If you swap your annuity, you won’t owe income taxes on the transaction. However, you will pay surrender charges for canceling the annuity during the surrender period. The annuity contract indicates the surrender charge you will pay each year during the surrender period.

Withdrawing money from an annuity

If you want to make an early withdrawal from your annuity, you may be required to pay surrender charges. Annuity providers impose surrender charges to compensate them for the loss of profit when an annuity owner withdraws money prematurely. The surrender charge also discourages annuity owners from using annuities as short-term investments.

Some annuity providers may allow annuitants to withdraw a portion of their funds each year without paying surrender charges. The free withdrawal provision allows annuity owners to withdraw up to 10% of the annual contract. If you withdraw more than the allowed limit, you will owe a surrender charge.

Important considerations before making withdrawals from an annuity

Before you withdraw money from an annuity, there are several factors you should consider:


If you are below age 59 ½ when you make a withdrawal from the annuity, you will incur a 10% penalty in addition to the regular income taxes. The 10% penalty applies to the taxable portion of your withdrawal. However, there are certain exemptions to the 10% penalty, including disability, death, and confinement in a nursing home.

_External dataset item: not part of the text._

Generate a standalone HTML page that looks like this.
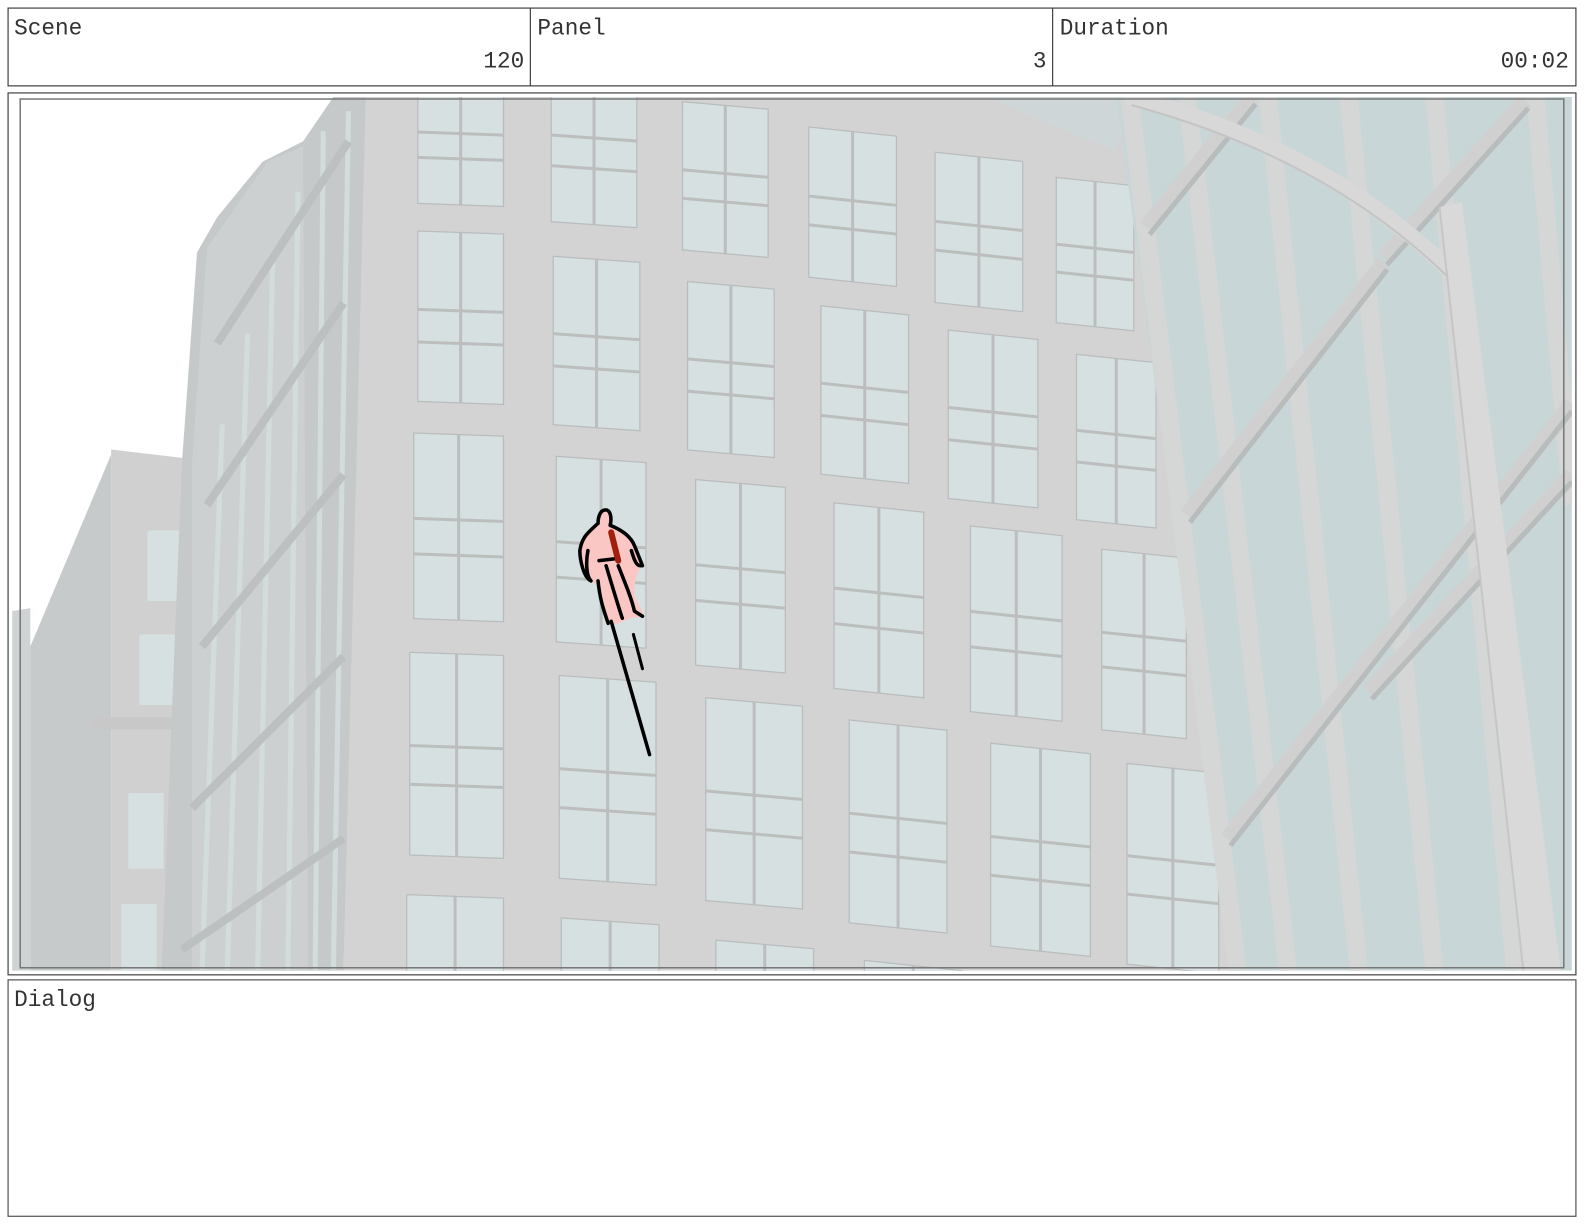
<!DOCTYPE html>
<html><head><meta charset="utf-8"><style>html,body{margin:0;padding:0;background:#fff;width:1584px;height:1224px;overflow:hidden}svg{display:block}</style></head>
<body>
<svg width="1584" height="1224" viewBox="0 0 1584 1224" xmlns="http://www.w3.org/2000/svg">
<defs>
<symbol id="w" viewBox="0 0 90 200" preserveAspectRatio="none">
<rect x="0" y="0" width="90" height="200" fill="#d6e0e1" stroke="#b9bcbc" stroke-width="2.5" vector-effect="non-scaling-stroke"/>
<line x1="45" y1="0" x2="45" y2="200" stroke="#bcbebe" stroke-width="3" vector-effect="non-scaling-stroke"/>
<line x1="0" y1="92" x2="90" y2="92" stroke="#bcbebe" stroke-width="3" vector-effect="non-scaling-stroke"/>
<line x1="0" y1="130" x2="90" y2="130" stroke="#bcbebe" stroke-width="3" vector-effect="non-scaling-stroke"/>
</symbol>
<clipPath id="c"><rect x="12" y="96" width="1544" height="865"/></clipPath>
</defs>
<g transform="scale(1.0102)">
<rect x="8" y="8" width="1552" height="77" fill="#fff" stroke="#444" stroke-width="1.2"/>
<line x1="525" y1="8" x2="525" y2="85" stroke="#444" stroke-width="1.2"/>
<line x1="1042" y1="8" x2="1042" y2="85" stroke="#444" stroke-width="1.2"/>
<rect x="8" y="92" width="1552" height="873" fill="#fff" stroke="#444" stroke-width="1.2"/>
<rect x="8" y="970" width="1552" height="234" fill="#fff" stroke="#555" stroke-width="1.2"/>
<g font-family="Liberation Mono, monospace" font-size="22.5" fill="#333">
<text x="14" y="34">Scene</text><text x="519" y="67" text-anchor="end">120</text>
<text x="532" y="34">Panel</text><text x="1036" y="67" text-anchor="end">3</text>
<text x="1049" y="34">Duration</text><text x="1553" y="67" text-anchor="end">00:02</text>
<text x="14" y="996">Dialog</text>
</g>
<g clip-path="url(#c)">
<rect x="12" y="96" width="1544" height="865" fill="#fff"/>
<polygon points="12,605 30,602 30,961 12,961" fill="#cfd3d3"/>
<polygon points="30,640 110,450 110,961 30,961" fill="#c6caca"/>
<polygon points="110,445 195,455 195,961 110,961" fill="#d0d0d0"/>
<g fill="#d6e0e1"><rect x="146" y="525" width="32" height="70"/><rect x="138" y="628" width="35" height="70"/><rect x="127" y="785" width="35" height="75"/><rect x="120" y="895" width="35" height="66"/></g>
<rect x="90" y="710" width="80" height="12" fill="#c8c8c8"/>
<polygon points="195,250 215,215 260,160 300,140 330,96 365,96 340,961 160,961 180,460" fill="#c5c9c9"/>
<polygon points="205,245 265,160 300,145 305,961 190,961 190,460" fill="#cdd0d0"/>
<g stroke="#d2dcdd" stroke-width="5">
<line x1="220" y1="420" x2="200" y2="960"/><line x1="245" y1="330" x2="225" y2="960"/><line x1="270" y1="250" x2="255" y2="960"/><line x1="295" y1="190" x2="285" y2="960"/><line x1="320" y1="130" x2="312" y2="960"/><line x1="345" y1="110" x2="330" y2="960"/></g>
<g stroke="#bcc0c0" stroke-width="8">
<line x1="205" y1="500" x2="340" y2="300"/><line x1="200" y1="640" x2="340" y2="470"/><line x1="190" y1="800" x2="340" y2="650"/><line x1="180" y1="940" x2="340" y2="830"/><line x1="215" y1="340" x2="345" y2="140"/></g>
<polygon points="362,96 1150,96 1260,961 340,961" fill="#d3d3d3"/>
<polygon points="975,96 1115,96 1105,150" fill="#cfd6d7"/>
<g>
<g transform="translate(413,70) skewY(2)"><use href="#w" width="86" height="132"/></g>
<g transform="translate(545,60) skewY(4)"><use href="#w" width="86" height="160"/></g>
<g transform="translate(675,100) skewY(5)"><use href="#w" width="86" height="148"/></g>
<g transform="translate(800,125) skewY(6)"><use href="#w" width="88" height="150"/></g>
<g transform="translate(925,150) skewY(6)"><use href="#w" width="88" height="150"/></g>
<g transform="translate(1045,175) skewY(6)"><use href="#w" width="78" height="145"/></g>
<g transform="translate(413,228) skewY(2)"><use href="#w" width="86" height="170"/></g>
<g transform="translate(547,253) skewY(4)"><use href="#w" width="87" height="168"/></g>
<g transform="translate(680,278) skewY(5)"><use href="#w" width="87" height="168"/></g>
<g transform="translate(812,302) skewY(6)"><use href="#w" width="88" height="168"/></g>
<g transform="translate(938,326) skewY(6)"><use href="#w" width="90" height="168"/></g>
<g transform="translate(1065,350) skewY(6)"><use href="#w" width="80" height="165"/></g>
<g transform="translate(409,428) skewY(2)"><use href="#w" width="90" height="185"/></g>
<g transform="translate(550,451) skewY(4)"><use href="#w" width="90" height="185"/></g>
<g transform="translate(688,474) skewY(5)"><use href="#w" width="90" height="185"/></g>
<g transform="translate(825,497) skewY(6)"><use href="#w" width="90" height="185"/></g>
<g transform="translate(960,520) skewY(6)"><use href="#w" width="92" height="185"/></g>
<g transform="translate(1090,543) skewY(6)"><use href="#w" width="85" height="180"/></g>
<g transform="translate(405,645) skewY(2)"><use href="#w" width="94" height="202"/></g>
<g transform="translate(553,668) skewY(4)"><use href="#w" width="97" height="202"/></g>
<g transform="translate(698,690) skewY(5)"><use href="#w" width="97" height="202"/></g>
<g transform="translate(840,712) skewY(6)"><use href="#w" width="98" height="202"/></g>
<g transform="translate(980,735) skewY(6)"><use href="#w" width="100" height="202"/></g>
<g transform="translate(1115,755) skewY(6)"><use href="#w" width="92" height="200"/></g>
<g transform="translate(402,885) skewY(2)"><use href="#w" width="97" height="202"/></g>
<g transform="translate(555,908) skewY(4)"><use href="#w" width="98" height="202"/></g>
<g transform="translate(708,930) skewY(5)"><use href="#w" width="98" height="202"/></g>
<g transform="translate(855,950) skewY(6)"><use href="#w" width="98" height="202"/></g>
</g>
<polygon points="1105,96 1556,96 1556,961 1222,961" fill="#c9d6d7"/>
<g stroke="#d5d6d6" stroke-width="18">
<line x1="1118" y1="96" x2="1225" y2="961"/>
<line x1="1175" y1="96" x2="1275" y2="961"/>
<line x1="1255" y1="96" x2="1345" y2="961"/>
<line x1="1335" y1="96" x2="1420" y2="961"/>
<line x1="1420" y1="96" x2="1500" y2="961"/>
<line x1="1520" y1="96" x2="1556" y2="500"/>
</g>
<g stroke="#d0d0d0" stroke-width="16">
<line x1="1135" y1="225" x2="1240" y2="96"/><line x1="1175" y1="510" x2="1370" y2="260"/><line x1="1215" y1="830" x2="1556" y2="400"/><line x1="1370" y1="255" x2="1510" y2="100"/><line x1="1355" y1="685" x2="1556" y2="470"/>
</g>
<g stroke="#b8bcbc" stroke-width="5">
<line x1="1138" y1="232" x2="1243" y2="103"/><line x1="1178" y1="517" x2="1373" y2="267"/><line x1="1218" y1="837" x2="1556" y2="407"/><line x1="1358" y1="692" x2="1556" y2="477"/><line x1="1373" y1="262" x2="1513" y2="107"/>
</g>
<path d="M1120,96 Q1320,150 1442,275" fill="none" stroke="#d8d8d8" stroke-width="16" stroke-linecap="round"/>
<path d="M1120,96 Q1320,150 1442,275" fill="none" stroke="#c4c4c4" stroke-width="2" transform="translate(0,8)"/>
<polygon points="1425,205 1447,200 1545,961 1508,961" fill="#d9d9d9"/>
<line x1="1425" y1="205" x2="1508" y2="961" stroke="#c6c6c6" stroke-width="2"/>
<path d="M598,505 C604,503 606,512 604,520 C614,524 624,530 628,540 L636,560 C630,566 628,575 628,590 C632,598 636,605 638,610 L625,612 C620,612 618,616 608,618 L600,612 C596,600 592,595 592,580 L585,575 C578,572 574,555 574,545 C576,530 585,525 592,518 C592,512 594,506 598,505 Z" fill="#fbc7c4"/>
<path d="M598,505 C604,503 606,512 604,520 M604,520 C614,524 624,530 628,540 L636,560 M592,518 C585,525 576,530 574,545 C574,555 578,572 585,575 M592,518 C592,512 594,506 598,505 M592,575 C594,595 598,605 602,617 M600,560 C606,580 612,600 616,612 M612,560 C620,580 626,595 628,605 L636,610 M582,545 C580,555 580,570 585,575 M625,545 C628,555 630,560 634,560 M593,555 L610,553" fill="none" stroke="#000" stroke-width="3.5" stroke-linecap="round" stroke-linejoin="round"/>
<line x1="605" y1="527" x2="612" y2="555" stroke="#a02010" stroke-width="6" stroke-linecap="round"/>
<line x1="605" y1="615" x2="643" y2="747" stroke="#000" stroke-width="3.5" stroke-linecap="round"/>
<line x1="627" y1="628" x2="636" y2="662" stroke="#000" stroke-width="3" stroke-linecap="round"/>
</g>
<rect x="20" y="98" width="1528" height="860" fill="none" stroke="#777" stroke-width="1.5"/>
</g>
</svg>
</body></html>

If you are age 59 ½ or older, you won’t owe the 10% penalty; you will still pay the regular income taxes on the withdrawal.

Surrender period

The surrender period is the duration when you must keep the money in the annuity to avoid paying surrender charges. The surrender period ranges between 6 to 10 years, and it varies across annuity providers. Any withdrawals made during the surrender period are subject to surrender charges, which start at a higher percentage in the first year and fall by a specific percentage each year.

Tax implications

When you withdraw money from your annuity, the withdrawal is taxed as ordinary income at your tax bracket rate. You may also pay additional state income taxes if your state taxes annuity withdrawals. If you purchased the annuity with after-tax money, you will only pay taxes on the interest and earnings.